There were, however, much clearer signs of recovery in the European market for hardwood plywood during the first half of 2010(Table 4). Overall imports of hardwood plywood from LDCs increased almost 40% during the six month period compared to the same period in 2009. There was particularly strong growth in European imports of hardwood plywood from China, confirming anecdotal reports that China has been gaining market share in this sector during the recession, largely owing to its continuing ability to offer product at highly competitive prices. However sales of Malaysian and Indonesian plywood also made significant gains. Chinese and tropical hardwood plywood have benefited during 2010 from rising prices for Russian birch plywood as a result of the forest fires that raged through Russia this summer. Another notable trend this year is the emergence of Uruguay as a more significant supplier of hardwood plywood to the EU following intense marketing of products derived from plantation-grown eucalypt as an environmentally-friendly alternative to tropical hardwood plywood.
The ban on log exports from Gabon is just beginning to reveal itself in the form of increased European imports of rotary veneers for plywood manufacture (Table 5). Overall EU veneer imports during the first half of 2010 were up nearly 13% on the same period the previous year. An increase in European veneer imports from several countries more engaged in the sliced veneer business, as opposed to the rotary veneer business, also suggests some improved buying by the European decorative panel and furniture sectors. During the first half of 2010, EU veneer imports increased from Gabon, Ivory Coast, Cameroon, Equatorial Guinea, and Ghana. There were also small increases in European imports from China which – despite a huge veneer manufacturing sector – has yet to emerge as a large exporter of this commodity.

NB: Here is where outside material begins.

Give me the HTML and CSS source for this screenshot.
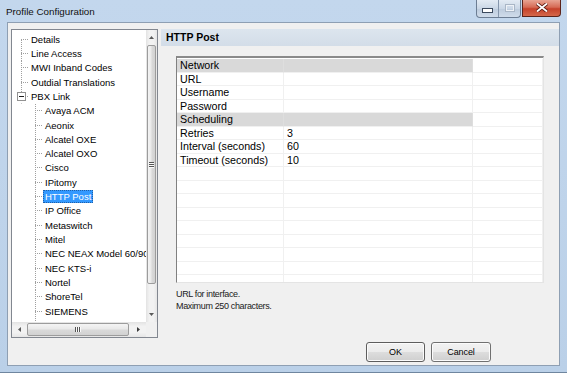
FILE: index.html
```html
<!DOCTYPE html>
<html lang="en">
<head>
<meta charset="UTF-8" />
<meta name="viewport" content="width=device-width, initial-scale=1" />
<title>Profile Configuration</title>
<link rel="stylesheet" href="styles.css">
</head>
<body>
<div class="window">
  <div class="titlebar">
    <span class="title">Profile Configuration</span>
    <div class="controls">
      <div class="ctl-group">
        <span class="ctl ctl-min">
          <svg width="11" height="5" viewBox="0 0 11 5"><rect x="0.5" y="0.5" width="10" height="4" fill="#fff" stroke="#3b4a5e"/></svg>
        </span>
        <span class="ctl ctl-max">
          <svg width="10" height="8" viewBox="0 0 10 8"><rect x="0.5" y="0.5" width="9" height="7" fill="none" stroke="#a9b6c6"/><rect x="1.5" y="1.5" width="7" height="5" fill="none" stroke="#eef2f7"/></svg>
        </span>
      </div>
      <span class="ctl ctl-close">
        <svg width="12" height="9" viewBox="0 0 12 9"><path d="M1 0.5 L11 8.5 M11 0.5 L1 8.5" stroke="#5a1a12" stroke-width="3.4"/><path d="M1 0.5 L11 8.5 M11 0.5 L1 8.5" stroke="#fff" stroke-width="1.8"/></svg>
      </span>
    </div>
  </div>

  <div class="client">
    <div class="main">
      <div class="tree-box">
        <div class="tree-view">
          <div class="row root first"><span class="stub"></span><span class="label">Details</span></div>
          <div class="row root"><span class="stub"></span><span class="label">Line Access</span></div>
          <div class="row root"><span class="stub"></span><span class="label">MWI Inband Codes</span></div>
          <div class="row root"><span class="stub"></span><span class="label">Outdial Translations</span></div>
          <div class="row root last"><span class="stub"><span class="box"></span></span><span class="label">PBX Link</span></div>
          <div class="row child"><span class="stub"></span><span class="label">Avaya ACM</span></div>
          <div class="row child"><span class="stub"></span><span class="label">Aeonix</span></div>
          <div class="row child"><span class="stub"></span><span class="label">Alcatel OXE</span></div>
          <div class="row child"><span class="stub"></span><span class="label">Alcatel OXO</span></div>
          <div class="row child"><span class="stub"></span><span class="label">Cisco</span></div>
          <div class="row child"><span class="stub"></span><span class="label">IPitomy</span></div>
          <div class="row child"><span class="stub"></span><span class="label selected">HTTP Post</span></div>
          <div class="row child"><span class="stub"></span><span class="label">IP Office</span></div>
          <div class="row child"><span class="stub"></span><span class="label">Metaswitch</span></div>
          <div class="row child"><span class="stub"></span><span class="label">Mitel</span></div>
          <div class="row child"><span class="stub"></span><span class="label">NEC NEAX Model 60/90</span></div>
          <div class="row child"><span class="stub"></span><span class="label">NEC KTS-i</span></div>
          <div class="row child"><span class="stub"></span><span class="label">Nortel</span></div>
          <div class="row child"><span class="stub"></span><span class="label">ShoreTel</span></div>
          <div class="row child"><span class="stub"></span><span class="label">SIEMENS</span></div>
          <div class="row child"><span class="stub"></span></div>
        </div>
        <div class="vscroll">
          <span class="sb-btn">
            <svg width="5" height="3" viewBox="0 0 5 3"><path d="M0 3 L2.5 0 L5 3 Z" fill="#5a5a5a"/></svg>
          </span>
          <span class="vthumb"><span class="grip-h"></span></span>
          <span class="sb-track"></span>
          <span class="sb-btn">
            <svg width="5" height="3" viewBox="0 0 5 3"><path d="M0 0 L2.5 3 L5 0 Z" fill="#5a5a5a"/></svg>
          </span>
        </div>
        <div class="hscroll">
          <span class="sb-btn">
            <svg width="3" height="5" viewBox="0 0 3 5"><path d="M3 0 L0 2.5 L3 5 Z" fill="#5a5a5a"/></svg>
          </span>
          <span class="hthumb"><span class="grip-v"></span></span>
          <span class="sb-track"></span>
          <span class="sb-btn">
            <svg width="3" height="5" viewBox="0 0 3 5"><path d="M0 0 L3 2.5 L0 5 Z" fill="#3a3a3a"/></svg>
          </span>
        </div>
        <div class="corner"></div>
      </div>

      <div class="panel">
        <div class="panel-head">HTTP Post</div>
        <div class="props">
          <div class="cell cat">Network</div><div class="cell cat"></div><div class="cell"></div>
          <div class="cell">URL</div><div class="cell"></div><div class="cell"></div>
          <div class="cell">Username</div><div class="cell"></div><div class="cell"></div>
          <div class="cell">Password</div><div class="cell"></div><div class="cell"></div>
          <div class="cell cat">Scheduling</div><div class="cell cat"></div><div class="cell"></div>
          <div class="cell">Retries</div><div class="cell">3</div><div class="cell"></div>
          <div class="cell">Interval (seconds)</div><div class="cell">60</div><div class="cell"></div>
          <div class="cell">Timeout (seconds)</div><div class="cell">10</div><div class="cell"></div>
          <div class="cell"></div><div class="cell"></div><div class="cell"></div>
          <div class="cell"></div><div class="cell"></div><div class="cell"></div>
          <div class="cell"></div><div class="cell"></div><div class="cell"></div>
          <div class="cell"></div><div class="cell"></div><div class="cell"></div>
          <div class="cell"></div><div class="cell"></div><div class="cell"></div>
          <div class="cell"></div><div class="cell"></div><div class="cell"></div>
          <div class="cell"></div><div class="cell"></div><div class="cell"></div>
          <div class="cell"></div><div class="cell"></div><div class="cell"></div>
          <div class="cell"></div><div class="cell"></div><div class="cell"></div>
        </div>
        <div class="desc">URL for interface.<br>Maximum 250 characters.</div>
      </div>
    </div>

    <div class="footer">
      <button class="btn btn-default" type="button">OK</button>
      <button class="btn" type="button">Cancel</button>
    </div>
  </div>
</div>
</body>
</html>
```

FILE: styles.css
```css
/* Reset & Basic */
* {
  box-sizing: border-box;
}
html, body {
  margin: 0;
}
body {
  width: 567px;
  height: 373px;
  overflow: hidden;
  background: linear-gradient(to bottom, #c3d7ed, #bad0e8);
  font-family: "Liberation Sans", Arial, sans-serif;
  color: #000;
}
.window {
  height: 373px;
  display: flex;
  flex-direction: column;
  border-bottom: 1px solid #6f869f;
}

/* Title bar */
.titlebar {
  height: 22px;
  display: flex;
  justify-content: space-between;
  align-items: flex-start;
  padding-left: 6px;
  padding-right: 6px;
}
.title {
  font-size: 9.8px;
  line-height: 22px;
  padding-top: 1px;
  color: #111;
}
.controls {
  display: flex;
  gap: 1px;
}
.ctl-group {
  display: flex;
  border: 1px solid #6c7d93;
  border-top: none;
  border-radius: 0 0 4px 4px;
  overflow: hidden;
  background: linear-gradient(to bottom, #e3ebf4, #cad7e6 50%, #bccbdd 51%, #d0dcea);
}
.ctl {
  height: 17px;
  display: flex;
  align-items: center;
  justify-content: center;
}
.ctl-min {
  width: 22px;
  border-right: 1px solid #8596ac;
  padding-top: 4px;
}
.ctl-max {
  width: 21px;
  padding-bottom: 2px;
}
.ctl-close {
  width: 39px;
  border: 1px solid #5b231a;
  border-top: none;
  border-radius: 0 0 4px 0;
  background: linear-gradient(to bottom, #e8a493, #d66b55 45%, #c5412a 55%, #d4684a);
  padding-bottom: 2px;
}

/* Client area */
.client {
  flex: 1;
  margin: 0 7px 6px 7px;
  border: 1px solid #8e9fb3;
  background: #f0f0f0;
  display: flex;
  flex-direction: column;
}
.main {
  display: flex;
  height: 315px;
  padding-top: 6px;
}

/* Tree */
.tree-box {
  width: 147px;
  height: 309px;
  margin-left: 3px;
  border: 1px solid #828790;
  background: #fff;
  display: grid;
  grid-template-columns: 1fr 11px;
  grid-template-rows: 1fr 15px;
}
.tree-view {
  overflow: hidden;
  padding-top: 2px;
  font-size: 9.5px;
  white-space: nowrap;
}
.row {
  height: 14.32px;
  display: flex;
  align-items: center;
}
.root {
  padding-left: 9px;
}
.child {
  padding-left: 23px;
}
.stub {
  width: 8px;
  height: 100%;
  flex: none;
  display: flex;
  align-items: center;
  background:
    linear-gradient(to right, #a0a0a0 50%, transparent 50%) 0 50% / 2px 1px repeat-x,
    linear-gradient(to bottom, #a0a0a0 50%, transparent 50%) 0 0 / 1px 2px repeat-y;
}
.first .stub {
  background:
    linear-gradient(#fff, #fff) 0 0 / 1px 50% no-repeat,
    linear-gradient(to right, #a0a0a0 50%, transparent 50%) 0 50% / 2px 1px repeat-x,
    linear-gradient(to bottom, #a0a0a0 50%, transparent 50%) 0 0 / 1px 2px repeat-y;
}
.last .stub {
  background:
    linear-gradient(#fff, #fff) 0 100% / 1px 50% no-repeat,
    linear-gradient(to right, #a0a0a0 50%, transparent 50%) 0 50% / 2px 1px repeat-x,
    linear-gradient(to bottom, #a0a0a0 50%, transparent 50%) 0 0 / 1px 2px repeat-y;
}
.box {
  width: 9px;
  height: 9px;
  margin-left: -4px;
  border: 1px solid #919191;
  background:
    linear-gradient(#1e1e1e, #1e1e1e) center / 5px 1px no-repeat,
    #fff;
}
.label {
  padding: 0 2px;
  line-height: 13px;
  color: #000;
}
.label.selected {
  background: #3399ff;
  color: #fff;
  outline: 1px dotted #1f5fa8;
  outline-offset: -1px;
}

/* Scrollbars */
.vscroll {
  display: flex;
  flex-direction: column;
  background: linear-gradient(to right, #e3e3e3, #f2f2f2 30%, #f2f2f2 70%, #e6e6e6);
}
.hscroll {
  display: flex;
  background: linear-gradient(to bottom, #e3e3e3, #f2f2f2 30%, #f2f2f2 70%, #e6e6e6);
}
.sb-btn {
  flex: none;
  width: 15px;
  height: 15px;
  display: flex;
  align-items: center;
  justify-content: center;
}
.vscroll .sb-btn {
  width: 11px;
}
.sb-track {
  flex: 1;
}
.vthumb {
  flex: none;
  height: 239px;
  margin: 0 1px;
  border: 1px solid #9c9c9c;
  border-radius: 2px;
  background: linear-gradient(to right, #f4f4f4, #e9e9e9 45%, #d9d9d9 55%, #d2d2d2);
  display: flex;
  align-items: center;
  justify-content: center;
}
.hthumb {
  flex: none;
  width: 102px;
  margin: 1px 0;
  border: 1px solid #9c9c9c;
  border-radius: 2px;
  background: linear-gradient(to bottom, #f4f4f4, #e9e9e9 45%, #d9d9d9 55%, #d2d2d2);
  display: flex;
  align-items: center;
  justify-content: center;
}
.grip-h {
  width: 5px;
  height: 6px;
  background: repeating-linear-gradient(to bottom, #555 0 1px, #fafafa 1px 2px);
}
.grip-v {
  width: 6px;
  height: 5px;
  background: repeating-linear-gradient(to right, #555 0 1px, #fafafa 1px 2px);
}
.corner {
  background: #f0f0f0;
}

/* Right panel */
.panel {
  flex: 1;
  margin-left: 3px;
  display: flex;
  flex-direction: column;
}
.panel-head {
  height: 17px;
  padding-left: 5px;
  font-size: 10.5px;
  font-weight: 700;
  line-height: 17px;
  background: linear-gradient(to bottom, #dce5ee, #d3dde8);
}
.props {
  width: 368px;
  height: 227px;
  margin: 10px 0 0 15px;
  padding-top: 1px;
  border-style: solid;
  border-width: 2px 1px 1px 1px;
  border-color: #8a8a8a #e4e4e4 #e4e4e4 #808080;
  background: #fff;
  overflow: hidden;
  display: grid;
  grid-template-columns: 107px 189px 1fr;
  grid-auto-rows: 13.5px;
}
.cell {
  border-right: 1px solid #f0f0f0;
  border-bottom: 1px solid #f0f0f0;
  padding-left: 3px;
  font-size: 10.7px;
  line-height: 12.5px;
  white-space: nowrap;
  overflow: hidden;
}
.cell.cat {
  background: #d9d9d9;
  border-right-color: #dedede;
}
.desc {
  margin: 5px 0 0 15px;
  font-size: 9px;
  line-height: 12px;
  letter-spacing: -0.35px;
  color: #1a1a1a;
}

/* Buttons */
.footer {
  display: flex;
  justify-content: flex-end;
  gap: 6px;
  margin-top: 4px;
  padding-right: 68px;
}
.btn {
  width: 59px;
  height: 20px;
  padding: 0;
  font-family: "Liberation Sans", Arial, sans-serif;
  font-size: 9px;
  letter-spacing: -0.1px;
  color: #000;
  border: 1px solid #707070;
  border-radius: 3px;
  background: linear-gradient(to bottom, #f2f2f2, #ebebeb 50%, #dddddd 50%, #cfcfcf);
  box-shadow: inset 0 0 0 1px #fbfbfb;
}
.btn:last-child {
  width: 60px;
}
.btn-default {
  border-color: #5d5d5d;
}
```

Only minor gains in EU sawn hardwood and veneer trade during second quarter
Quarterly trends in the volume of EU-25 hardwood imports from LDCs are shown in Charts 1, 2 and 3. Chart 1 highlights very strong growth in EU-25 imports of hardwood plywood from developing countries during the second quarter of 2010 after a disappointing performance in the first quarter of the year. However imports of hardwood sawn lumber and veneers made only minor gains during the second quarter.
The apparent improvement in European hardwood log imports from LDCs during the second quarter of 2010 is strongly influenced by increased eucalypt imports from Uruguay by Portugal and does not imply any improvement in the market for tropical hardwood logs. EU imports of the latter only reached 95,000 m3 in the first quarter of 2010 and then fell to 93,000 m3 in the second quarter of 2010.

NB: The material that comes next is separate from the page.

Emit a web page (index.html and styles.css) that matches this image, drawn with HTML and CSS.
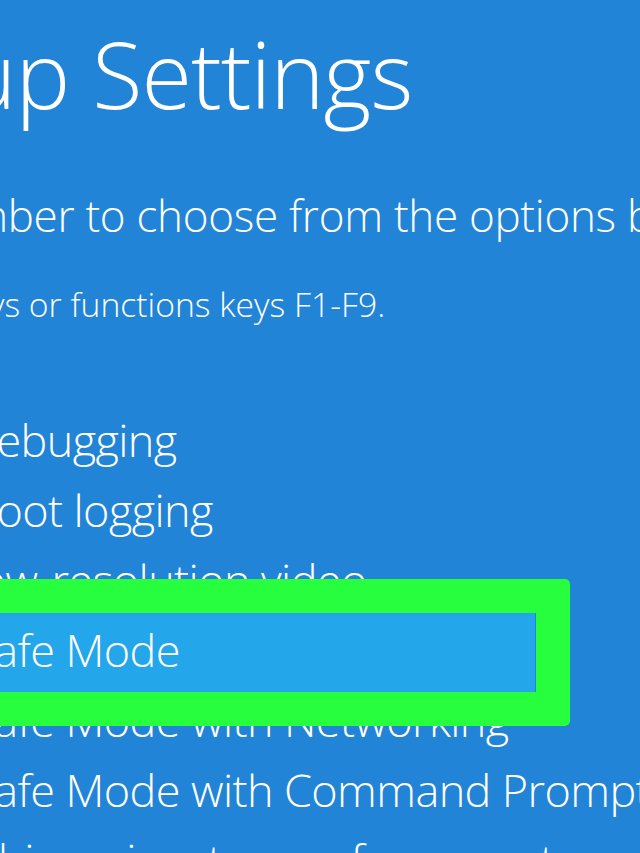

Chart 2 shows that imports of LDC hardwood products by the UK and Portugal made significant gains in the second quarter of 2010, due respectively to spikes in imports of plywood and eucalypt logs. Imports into Belgium and Italy continued to improve slowly during the second quarter of 2010, while imports into Spain were a slight improvement on the desperately low levels recorded in the first quarter of 2010. However, the recovery in German imports stalled during the second quarter of 2010, particularly disappointing after three consecutive quarters of growth between June 2009 and March 2010.
Chart 3 shows that China was the major beneficiary of the tentative market recovery in Europe during the second quarter of 2010, mainly a result of rising demand for hardwood plywood in the UK. European imports of hardwood products from Cameroon and the Democratic Republic of the Congo have also shown fairly consistent growth this year. European imports from Brazil and Indonesia slowed again in the second quarter after showing signs of improvement in the opening months of the year. Imports from Malaysia and Ivory Coast remained stable at historically low levels between the first and second quarters of 2010.
No significant upturn in the European market for tropical hardwood products is now expected until at least the first quarter of 2011. This is against a background of government austerity measures, sluggish construction activity, the onset of winter weather conditions, a continuing tendency to maintain low stocks, and relatively low forward availability.